By way of background, FIG. 1 illustrates a cross-sectional side view of an integrated circuit PoP designated generally at 10. The configuration as shown in FIG. 1 is consistent with the prior art, but notably the preferred embodiments also are suitable for implementing in a same configuration, albeit with greater functionality and benefits as detailed later. By way of general introduction to both the prior art and the related packaging considerations of the preferred embodiments, therefore, PoP 10 has two or more integrated circuit packages 20 and 30 (also known as chips) stacked relative to one another, typically for saving space to serve application requirements where area or volume is constrained. For example, automobile applications in confined areas of a vehicle may call for PoP devices, as may other consumer devices, such as cell phones and cameras. In general, the overall dimensions of integrated circuit PoP, shown generally two dimensionally D1 by D2, but understood to include a third dimension D3 perpendicular to D1 and D2, typically occupy one cubic inch, or less.

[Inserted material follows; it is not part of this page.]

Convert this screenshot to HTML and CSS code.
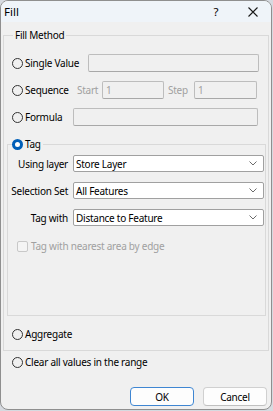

Each device 20 and 30 includes at least one functional die 22 and 32, respectively, atop a respective substrate 24 and 34. The two (or more) stacked PoP devices 20 and 30 may serve comparable functions such as multiple memories, or in a mixed logic-memory stacking the devices may differ, such as having a System-On-A-Chip (SoC) processor as the lower device, with memory stacked on top of the SoC processor and providing electronic storage to the processor. Each functional die 22 and 32 is encapsulated in a respective cover 26 and 36. Each package 20 and 30 has a respective set of connectors, typically by way of a ball grid array (BGA) 28 and 38. BGA 28 allows electrical connections between packages 20 and 30, while BGA 38 allows connections between package 30 and additional lines, such as are typically on a printed circuit board (PCB). In any event, the stacked arrangement of the PoP configuration reduces the two-dimensional space needed as compared to arranging the two chips separately in a generally same two dimensional plane. Other PoP advantages include shorter track length in the connections between the stacked devices, thereby improving performance, such as increasing speed and noise resistance.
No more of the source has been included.